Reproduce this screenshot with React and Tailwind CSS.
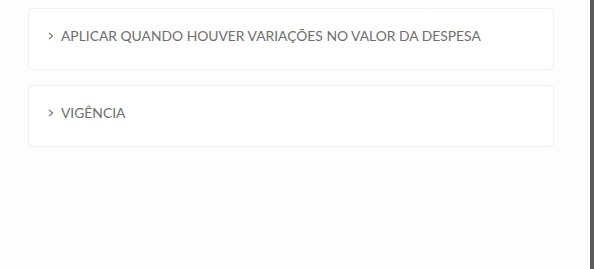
import React from 'react';

const Chevron = () => (
  <svg width="6" height="8" viewBox="0 0 6 8" className="shrink-0" fill="none">
    <path d="M1 0.8 L4.6 4 L1 7.2" stroke="#6e6e6e" strokeWidth="1.1" />
  </svg>
);

const Section = ({ title }) => (
  <div className="flex h-[62px] items-start rounded border border-[#eef0f4] bg-white pl-[19px] pt-[18px]">
    <button className="flex items-center gap-[7px] text-[13.85px] leading-[18px] text-[#6e6e6e]">
      <Chevron />
      <span>{title}</span>
    </button>
  </div>
);

export default function App() {
  return (
    <div
      className="flex h-[269px] w-[594px] bg-[#fdfdfd]"
      style={{ fontFamily: 'Lato, "Noto Sans", sans-serif' }}
    >
      <div className="flex flex-1 flex-col gap-[15px] pl-[28px] pr-[36px] pt-[8px]">
        <Section title="APLICAR QUANDO HOUVER VARIAÇÕES NO VALOR DA DESPESA" />
        <Section title="VIGÊNCIA" />
      </div>
      <div className="w-[4px] bg-[#5a5a5a]" />
    </div>
  );
}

★ ★ ★

- [Given task]:
Report how many lines in the data contain the word "React", with no words besides the number.

- [Task output]:
2